** start STORED DATA **

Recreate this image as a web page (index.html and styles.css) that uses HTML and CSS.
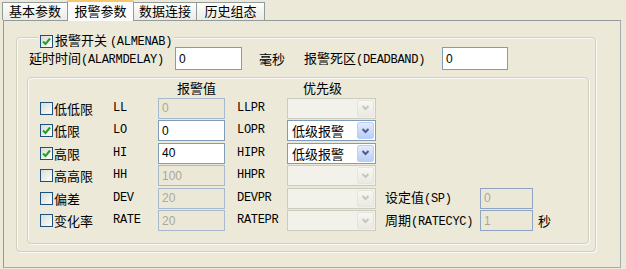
FILE: index.html
```html
<!DOCTYPE html>
<html lang="zh-CN">
<head>
<meta charset="UTF-8">
<title>报警参数</title>
<link rel="stylesheet" href="styles.css">
</head>
<body>
<div class="tabs">
  <div class="tab t1">基本参数</div>
  <div class="tab t2 active">报警参数</div>
  <div class="tab t3">数据连接</div>
  <div class="tab t4">历史组态</div>
</div>

<div class="panel">
<div class="group outer">
  <div class="legend">
    <span class="check on"><svg viewBox="0 0 11 11"><polyline points="2,5.5 4.5,8 9,2.5"/></svg></span>
    <span>报警开关 <span class="en">(ALMENAB)</span></span>
  </div>

  <div class="delay-row">
    <span class="lbl-delay">延时时间<span class="en">(ALARMDELAY)</span></span>
    <input type="text" class="box w67" value="0">
    <span class="unit-ms">毫秒</span>
    <span class="lbl-dead">报警死区<span class="en">(DEADBAND)</span></span>
    <input type="text" class="box w66" value="0">
  </div>

  <div class="group inner">
    <div class="grid">
      <div class="head c3">报警值</div>
      <div class="head c5">优先级</div>

      <label class="chk"><span class="check"></span>低低限</label>
      <span class="code">LL</span>
      <input type="text" class="box" value="0" disabled>
      <span class="code pr">LLPR</span>
      <div class="combo off"><span class="combo-text"></span><span class="combo-btn"><svg viewBox="0 0 9 6"><polyline points="1.5,1 4.5,4 7.5,1"/></svg></span></div>

      <label class="chk"><span class="check on"><svg viewBox="0 0 11 11"><polyline points="2,5.5 4.5,8 9,2.5"/></svg></span>低限</label>
      <span class="code">LO</span>
      <input type="text" class="box" value="0">
      <span class="code pr">LOPR</span>
      <div class="combo"><span class="combo-text">低级报警</span><span class="combo-btn"><svg viewBox="0 0 9 6"><polyline points="1.5,1 4.5,4 7.5,1"/></svg></span></div>

      <label class="chk"><span class="check on"><svg viewBox="0 0 11 11"><polyline points="2,5.5 4.5,8 9,2.5"/></svg></span>高限</label>
      <span class="code">HI</span>
      <input type="text" class="box" value="40">
      <span class="code pr">HIPR</span>
      <div class="combo"><span class="combo-text">低级报警</span><span class="combo-btn"><svg viewBox="0 0 9 6"><polyline points="1.5,1 4.5,4 7.5,1"/></svg></span></div>

      <label class="chk"><span class="check"></span>高高限</label>
      <span class="code">HH</span>
      <input type="text" class="box" value="100" disabled>
      <span class="code pr">HHPR</span>
      <div class="combo off"><span class="combo-text"></span><span class="combo-btn"><svg viewBox="0 0 9 6"><polyline points="1.5,1 4.5,4 7.5,1"/></svg></span></div>

      <label class="chk"><span class="check"></span>偏差</label>
      <span class="code">DEV</span>
      <input type="text" class="box" value="20" disabled>
      <span class="code pr">DEVPR</span>
      <div class="combo off"><span class="combo-text"></span><span class="combo-btn"><svg viewBox="0 0 9 6"><polyline points="1.5,1 4.5,4 7.5,1"/></svg></span></div>
      <span class="extra">设定值<span class="en">(SP)</span></span>
      <input type="text" class="box sm" value="0" disabled>

      <label class="chk"><span class="check"></span>变化率</label>
      <span class="code">RATE</span>
      <input type="text" class="box" value="20" disabled>
      <span class="code pr">RATEPR</span>
      <div class="combo off"><span class="combo-text"></span><span class="combo-btn"><svg viewBox="0 0 9 6"><polyline points="1.5,1 4.5,4 7.5,1"/></svg></span></div>
      <span class="extra">周期<span class="en">(RATECYC)</span></span>
      <input type="text" class="box sm" value="1" disabled>
      <span class="unit-s">秒</span>
    </div>
  </div>
</div>
</div>
</body>
</html>
```

FILE: styles.css
```css
body{margin:0;width:626px;height:269px;overflow:hidden;background:#ece9d8;color:#000;font-family:"Noto Sans CJK SC",sans-serif;font-size:13px;line-height:15px;}
.en,.code{font-family:"Liberation Mono","Noto Sans CJK SC",monospace;font-size:12px;letter-spacing:-0.3px;}

/* tab strip */
.tabs{display:flex;align-items:flex-end;height:20px;padding-left:2px;}
.tab{box-sizing:border-box;height:18px;line-height:16px;text-align:center;border:1px solid #919b9c;border-bottom:none;background:linear-gradient(#fdfdfb,#ecebe4);margin-left:-1px;}
.t1{width:66px;margin-left:0;}
.t2{width:67px;}
.t3{width:64px;}
.t4{width:69px;}
.tab.active{position:relative;z-index:1;height:21px;margin-bottom:-1px;line-height:18px;background:#fcfcfe;border-top:2px solid #f3c96a;border-radius:2px 2px 0 0;}

/* page */
.panel{box-sizing:border-box;margin-left:3px;width:618px;height:248px;border:1px solid #919b9c;border-right-color:#a7abb0;border-bottom-color:#a7abb0;background:#ece9d8;padding:16px 0 0 12px;}
.group{box-sizing:border-box;border:1px solid #d0d0bf;border-radius:4px;box-shadow:inset 1px 1px 0 #fbfaf6,1px 1px 0 #fbfaf6;}
.outer{position:relative;width:580px;height:215px;padding:9px 0 0 12px;}
.legend{position:absolute;left:21px;top:-6px;display:flex;align-items:center;gap:2px;padding:0 2px;background:#ece9d8;}

.check{box-sizing:border-box;display:inline-block;width:13px;height:13px;border:1px solid #1c5180;background:linear-gradient(135deg,#dcdcd4,#fdfdfb);vertical-align:middle;}
.check svg{display:block;width:11px;height:11px;fill:none;stroke:#21a121;stroke-width:2;}

/* delay line */
.delay-row{display:flex;align-items:center;height:23px;}
.lbl-delay{width:146px;}
.unit-ms{width:45px;margin-left:17px;}
.lbl-dead{width:138px;}

.box{box-sizing:border-box;height:21px;width:67px;margin:0;padding:0 3px;border:1px solid #7f9db9;background:#fff;color:#000;font-family:"Liberation Sans",sans-serif;font-size:12px;outline:none;}
.delay-row .box{height:23px;}
.w66{width:66px;}
.box:disabled{background:#ebe8d8;color:#aca899;border-color:#a9b9cc;}
.box.sm{width:53px;border-color:#8ea4c0;}

/* limits */
.inner{width:562px;height:167px;margin:7px 0 0 -2px;padding-left:12px;}
.grid{display:grid;grid-template-columns:73px 45px 67px 62px 89px 104px 53px 1fr;grid-template-rows:19px repeat(6,22.5px);align-items:center;}
.head.c3{grid-column:3;padding-left:19px;}
.head.c5{grid-column:5;padding-left:16px;}
.chk{grid-column:1;display:flex;align-items:center;gap:1px;}
.pr{padding-left:12px;}
.extra{grid-column:6;padding-left:9px;}
.unit-s{padding-left:5px;}

.combo{box-sizing:border-box;display:flex;height:21px;width:89px;border:1px solid #7f9db9;background:#fff;}
.combo-text{flex:1;padding-left:4px;line-height:19px;}
.combo-btn{box-sizing:border-box;width:17px;margin:1px;display:flex;align-items:center;justify-content:center;border:1px solid #bcd0f6;border-radius:2px;background:linear-gradient(#e3ecfe,#b9cdf6);}
.combo-btn svg{width:9px;height:6px;fill:none;stroke:#4d6185;stroke-width:2;}
.combo.off{border-color:#cdcbbe;background:#f3f2ea;}
.combo.off .combo-btn{border-color:#e6e5dd;background:linear-gradient(#f7f7f3,#eae9e2);}
.combo.off .combo-btn svg{stroke:#c9c7ba;}
```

** end STORED DATA **

**DESCRIPTION OF THE TASK:** Gather up every line in the data above that contains the word "index", copying each one.

**ANSWER:**
Recreate this image as a web page (index.html and styles.css) that uses HTML and CSS.
FILE: index.html
.tab.active{position:relative;z-index:1;height:21px;margin-bottom:-1px;line-height:18px;background:#fcfcfe;border-top:2px solid #f3c96a;border-radius:2px 2px 0 0;}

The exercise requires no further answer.